Exercise prompt => Quote the records that follow in full and exactly; leave out the pictures.

■ ■ ■

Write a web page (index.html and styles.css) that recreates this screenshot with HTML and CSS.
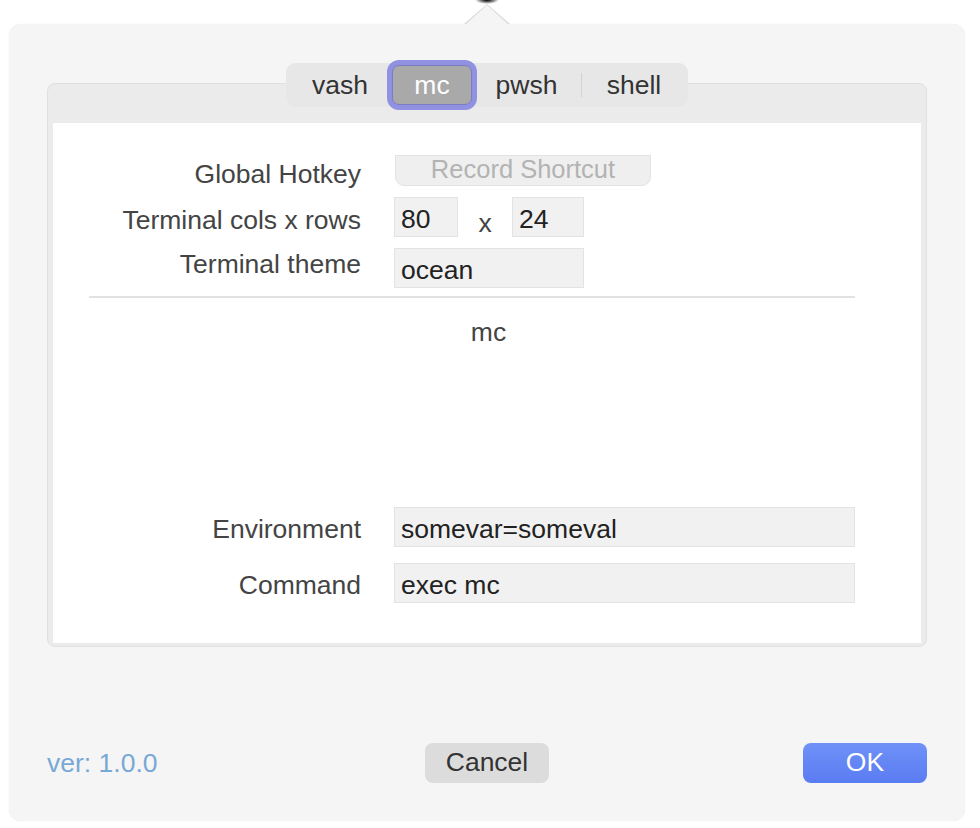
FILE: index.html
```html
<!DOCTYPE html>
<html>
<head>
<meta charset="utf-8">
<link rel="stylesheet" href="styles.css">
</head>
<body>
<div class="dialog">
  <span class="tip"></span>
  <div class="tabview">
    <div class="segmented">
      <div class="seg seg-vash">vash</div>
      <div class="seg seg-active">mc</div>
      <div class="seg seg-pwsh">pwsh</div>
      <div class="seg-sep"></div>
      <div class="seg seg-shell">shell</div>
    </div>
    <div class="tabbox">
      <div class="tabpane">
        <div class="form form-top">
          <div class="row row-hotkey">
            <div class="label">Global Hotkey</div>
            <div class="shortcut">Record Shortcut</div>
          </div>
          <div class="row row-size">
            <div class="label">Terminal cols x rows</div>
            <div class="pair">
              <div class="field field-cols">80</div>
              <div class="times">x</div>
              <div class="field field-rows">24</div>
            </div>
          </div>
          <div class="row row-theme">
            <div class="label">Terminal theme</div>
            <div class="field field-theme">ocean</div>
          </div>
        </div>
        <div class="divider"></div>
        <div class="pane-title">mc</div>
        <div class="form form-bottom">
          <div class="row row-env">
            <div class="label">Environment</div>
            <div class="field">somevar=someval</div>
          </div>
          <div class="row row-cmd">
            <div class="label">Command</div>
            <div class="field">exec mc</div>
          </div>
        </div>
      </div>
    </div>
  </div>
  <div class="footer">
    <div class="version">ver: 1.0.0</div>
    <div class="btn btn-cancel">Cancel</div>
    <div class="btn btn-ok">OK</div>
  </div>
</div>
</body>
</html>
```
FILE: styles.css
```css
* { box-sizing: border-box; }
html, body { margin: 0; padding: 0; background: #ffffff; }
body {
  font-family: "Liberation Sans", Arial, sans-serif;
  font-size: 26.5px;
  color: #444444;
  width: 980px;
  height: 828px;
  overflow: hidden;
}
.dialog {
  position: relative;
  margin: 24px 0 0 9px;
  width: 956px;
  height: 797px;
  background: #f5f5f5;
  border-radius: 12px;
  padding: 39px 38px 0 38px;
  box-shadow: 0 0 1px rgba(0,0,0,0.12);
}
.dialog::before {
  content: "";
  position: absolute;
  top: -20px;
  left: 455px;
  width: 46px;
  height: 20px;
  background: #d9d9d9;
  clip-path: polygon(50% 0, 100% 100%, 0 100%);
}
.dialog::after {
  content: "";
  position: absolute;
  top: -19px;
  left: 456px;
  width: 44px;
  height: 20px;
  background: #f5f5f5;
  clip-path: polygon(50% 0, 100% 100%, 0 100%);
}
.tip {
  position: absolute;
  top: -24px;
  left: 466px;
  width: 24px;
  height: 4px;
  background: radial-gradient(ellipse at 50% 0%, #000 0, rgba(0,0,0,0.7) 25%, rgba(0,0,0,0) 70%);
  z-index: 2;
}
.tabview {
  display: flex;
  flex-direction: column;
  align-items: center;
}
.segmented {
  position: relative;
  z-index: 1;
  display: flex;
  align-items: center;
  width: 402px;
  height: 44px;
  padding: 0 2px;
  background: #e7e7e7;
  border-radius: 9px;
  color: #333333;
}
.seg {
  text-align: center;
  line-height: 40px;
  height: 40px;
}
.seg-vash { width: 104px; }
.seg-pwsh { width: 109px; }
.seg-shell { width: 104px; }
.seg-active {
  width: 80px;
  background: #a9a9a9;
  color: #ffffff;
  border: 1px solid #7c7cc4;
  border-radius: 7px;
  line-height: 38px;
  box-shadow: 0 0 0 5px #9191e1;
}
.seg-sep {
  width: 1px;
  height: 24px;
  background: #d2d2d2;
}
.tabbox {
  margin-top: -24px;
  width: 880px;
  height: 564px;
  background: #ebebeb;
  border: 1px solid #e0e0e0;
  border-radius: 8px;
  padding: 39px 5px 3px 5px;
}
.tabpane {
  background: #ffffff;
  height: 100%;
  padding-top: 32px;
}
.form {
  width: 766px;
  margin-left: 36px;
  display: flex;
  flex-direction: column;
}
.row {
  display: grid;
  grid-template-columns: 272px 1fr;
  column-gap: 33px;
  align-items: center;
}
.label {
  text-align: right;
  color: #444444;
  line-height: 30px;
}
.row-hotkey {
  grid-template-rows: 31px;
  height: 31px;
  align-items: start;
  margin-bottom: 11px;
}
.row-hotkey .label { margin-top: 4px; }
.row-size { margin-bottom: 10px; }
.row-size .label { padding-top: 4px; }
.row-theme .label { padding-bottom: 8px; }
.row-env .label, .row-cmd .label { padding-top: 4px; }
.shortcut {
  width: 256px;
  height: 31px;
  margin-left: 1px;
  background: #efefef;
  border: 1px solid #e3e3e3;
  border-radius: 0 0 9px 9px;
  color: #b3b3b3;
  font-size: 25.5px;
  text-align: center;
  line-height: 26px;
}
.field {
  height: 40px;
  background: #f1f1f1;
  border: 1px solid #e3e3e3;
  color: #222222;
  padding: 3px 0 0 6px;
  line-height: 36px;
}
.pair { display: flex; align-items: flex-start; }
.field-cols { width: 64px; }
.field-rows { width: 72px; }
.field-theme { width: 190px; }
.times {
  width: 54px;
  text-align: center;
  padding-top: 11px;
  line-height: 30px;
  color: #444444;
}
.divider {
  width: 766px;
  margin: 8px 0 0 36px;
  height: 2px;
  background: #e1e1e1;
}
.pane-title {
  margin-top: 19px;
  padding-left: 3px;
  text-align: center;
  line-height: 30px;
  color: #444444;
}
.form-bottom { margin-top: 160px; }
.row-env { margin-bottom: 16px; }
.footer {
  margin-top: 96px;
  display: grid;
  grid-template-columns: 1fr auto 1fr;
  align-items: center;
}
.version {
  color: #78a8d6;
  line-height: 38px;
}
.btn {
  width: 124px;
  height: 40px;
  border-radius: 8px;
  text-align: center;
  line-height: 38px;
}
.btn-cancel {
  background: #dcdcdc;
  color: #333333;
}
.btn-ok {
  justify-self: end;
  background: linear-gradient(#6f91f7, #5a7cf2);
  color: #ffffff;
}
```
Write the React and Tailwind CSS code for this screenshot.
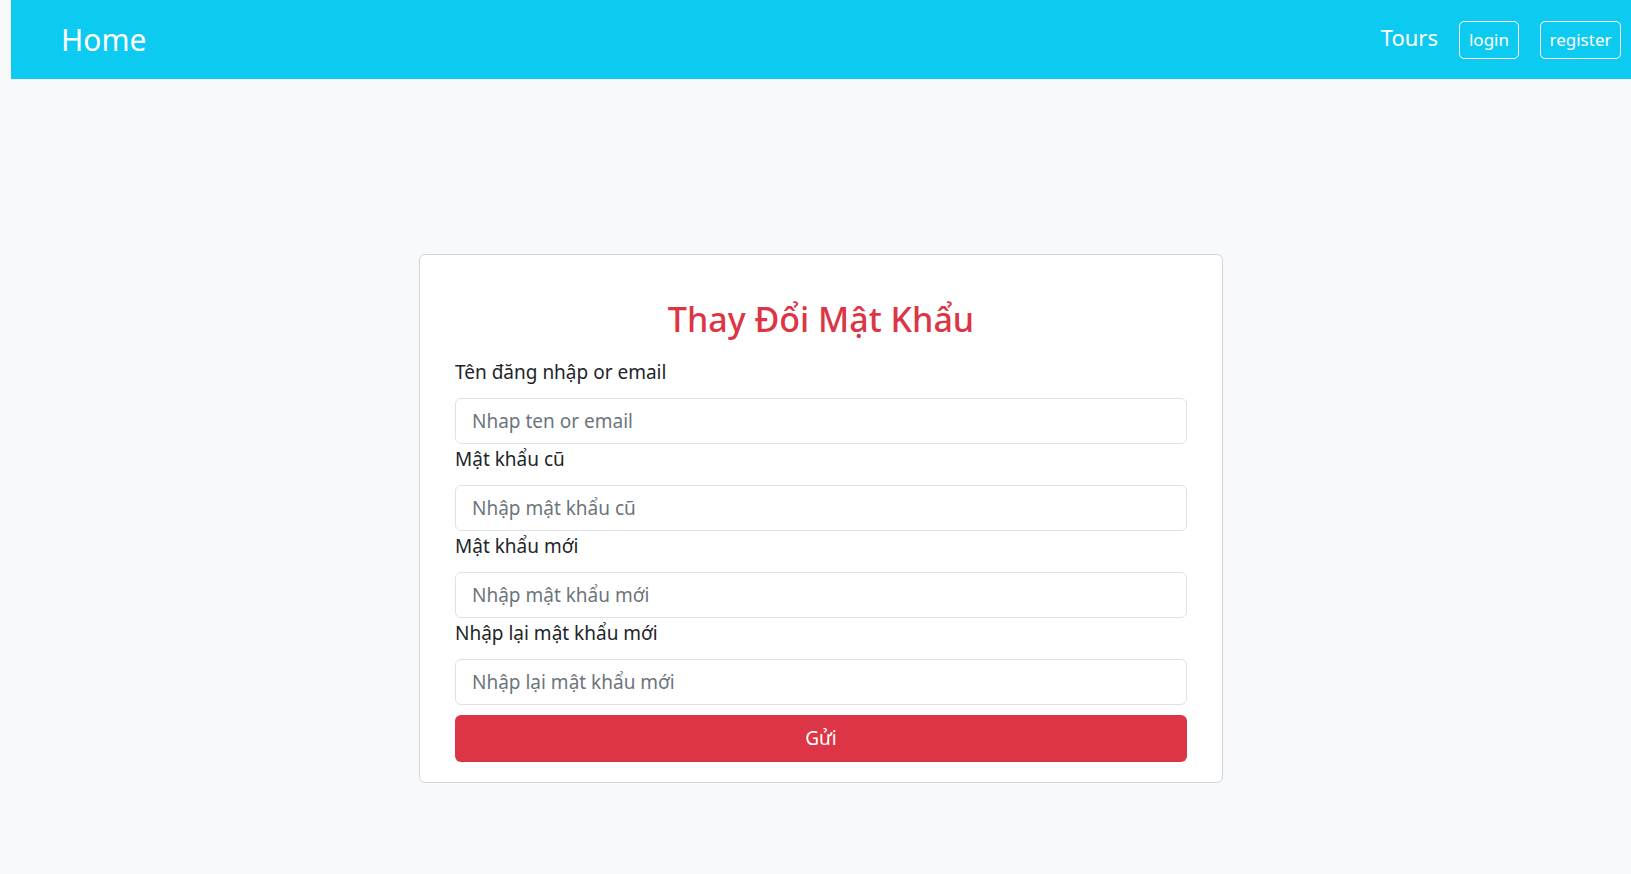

■ ■ ■

Result =>
Write a web page (index.html and styles.css) that recreates this screenshot with HTML and CSS.
FILE: index.html
```html
<!DOCTYPE html>
<html>
<head>
<meta charset="utf-8">
<link rel="stylesheet" href="styles.css">
</head>
<body>
<div class="dialog">
  <span class="tip"></span>
  <div class="tabview">
    <div class="segmented">
      <div class="seg seg-vash">vash</div>
      <div class="seg seg-active">mc</div>
      <div class="seg seg-pwsh">pwsh</div>
      <div class="seg-sep"></div>
      <div class="seg seg-shell">shell</div>
    </div>
    <div class="tabbox">
      <div class="tabpane">
        <div class="form form-top">
          <div class="row row-hotkey">
            <div class="label">Global Hotkey</div>
            <div class="shortcut">Record Shortcut</div>
          </div>
          <div class="row row-size">
            <div class="label">Terminal cols x rows</div>
            <div class="pair">
              <div class="field field-cols">80</div>
              <div class="times">x</div>
              <div class="field field-rows">24</div>
            </div>
          </div>
          <div class="row row-theme">
            <div class="label">Terminal theme</div>
            <div class="field field-theme">ocean</div>
          </div>
        </div>
        <div class="divider"></div>
        <div class="pane-title">mc</div>
        <div class="form form-bottom">
          <div class="row row-env">
            <div class="label">Environment</div>
            <div class="field">somevar=someval</div>
          </div>
          <div class="row row-cmd">
            <div class="label">Command</div>
            <div class="field">exec mc</div>
          </div>
        </div>
      </div>
    </div>
  </div>
  <div class="footer">
    <div class="version">ver: 1.0.0</div>
    <div class="btn btn-cancel">Cancel</div>
    <div class="btn btn-ok">OK</div>
  </div>
</div>
</body>
</html>
```
FILE: styles.css
```css
* { box-sizing: border-box; }
html, body { margin: 0; padding: 0; background: #ffffff; }
body {
  font-family: "Liberation Sans", Arial, sans-serif;
  font-size: 26.5px;
  color: #444444;
  width: 980px;
  height: 828px;
  overflow: hidden;
}
.dialog {
  position: relative;
  margin: 24px 0 0 9px;
  width: 956px;
  height: 797px;
  background: #f5f5f5;
  border-radius: 12px;
  padding: 39px 38px 0 38px;
  box-shadow: 0 0 1px rgba(0,0,0,0.12);
}
.dialog::before {
  content: "";
  position: absolute;
  top: -20px;
  left: 455px;
  width: 46px;
  height: 20px;
  background: #d9d9d9;
  clip-path: polygon(50% 0, 100% 100%, 0 100%);
}
.dialog::after {
  content: "";
  position: absolute;
  top: -19px;
  left: 456px;
  width: 44px;
  height: 20px;
  background: #f5f5f5;
  clip-path: polygon(50% 0, 100% 100%, 0 100%);
}
.tip {
  position: absolute;
  top: -24px;
  left: 466px;
  width: 24px;
  height: 4px;
  background: radial-gradient(ellipse at 50% 0%, #000 0, rgba(0,0,0,0.7) 25%, rgba(0,0,0,0) 70%);
  z-index: 2;
}
.tabview {
  display: flex;
  flex-direction: column;
  align-items: center;
}
.segmented {
  position: relative;
  z-index: 1;
  display: flex;
  align-items: center;
  width: 402px;
  height: 44px;
  padding: 0 2px;
  background: #e7e7e7;
  border-radius: 9px;
  color: #333333;
}
.seg {
  text-align: center;
  line-height: 40px;
  height: 40px;
}
.seg-vash { width: 104px; }
.seg-pwsh { width: 109px; }
.seg-shell { width: 104px; }
.seg-active {
  width: 80px;
  background: #a9a9a9;
  color: #ffffff;
  border: 1px solid #7c7cc4;
  border-radius: 7px;
  line-height: 38px;
  box-shadow: 0 0 0 5px #9191e1;
}
.seg-sep {
  width: 1px;
  height: 24px;
  background: #d2d2d2;
}
.tabbox {
  margin-top: -24px;
  width: 880px;
  height: 564px;
  background: #ebebeb;
  border: 1px solid #e0e0e0;
  border-radius: 8px;
  padding: 39px 5px 3px 5px;
}
.tabpane {
  background: #ffffff;
  height: 100%;
  padding-top: 32px;
}
.form {
  width: 766px;
  margin-left: 36px;
  display: flex;
  flex-direction: column;
}
.row {
  display: grid;
  grid-template-columns: 272px 1fr;
  column-gap: 33px;
  align-items: center;
}
.label {
  text-align: right;
  color: #444444;
  line-height: 30px;
}
.row-hotkey {
  grid-template-rows: 31px;
  height: 31px;
  align-items: start;
  margin-bottom: 11px;
}
.row-hotkey .label { margin-top: 4px; }
.row-size { margin-bottom: 10px; }
.row-size .label { padding-top: 4px; }
.row-theme .label { padding-bottom: 8px; }
.row-env .label, .row-cmd .label { padding-top: 4px; }
.shortcut {
  width: 256px;
  height: 31px;
  margin-left: 1px;
  background: #efefef;
  border: 1px solid #e3e3e3;
  border-radius: 0 0 9px 9px;
  color: #b3b3b3;
  font-size: 25.5px;
  text-align: center;
  line-height: 26px;
}
.field {
  height: 40px;
  background: #f1f1f1;
  border: 1px solid #e3e3e3;
  color: #222222;
  padding: 3px 0 0 6px;
  line-height: 36px;
}
.pair { display: flex; align-items: flex-start; }
.field-cols { width: 64px; }
.field-rows { width: 72px; }
.field-theme { width: 190px; }
.times {
  width: 54px;
  text-align: center;
  padding-top: 11px;
  line-height: 30px;
  color: #444444;
}
.divider {
  width: 766px;
  margin: 8px 0 0 36px;
  height: 2px;
  background: #e1e1e1;
}
.pane-title {
  margin-top: 19px;
  padding-left: 3px;
  text-align: center;
  line-height: 30px;
  color: #444444;
}
.form-bottom { margin-top: 160px; }
.row-env { margin-bottom: 16px; }
.footer {
  margin-top: 96px;
  display: grid;
  grid-template-columns: 1fr auto 1fr;
  align-items: center;
}
.version {
  color: #78a8d6;
  line-height: 38px;
}
.btn {
  width: 124px;
  height: 40px;
  border-radius: 8px;
  text-align: center;
  line-height: 38px;
}
.btn-cancel {
  background: #dcdcdc;
  color: #333333;
}
.btn-ok {
  justify-self: end;
  background: linear-gradient(#6f91f7, #5a7cf2);
  color: #ffffff;
}
```
Write the React and Tailwind CSS code for this screenshot.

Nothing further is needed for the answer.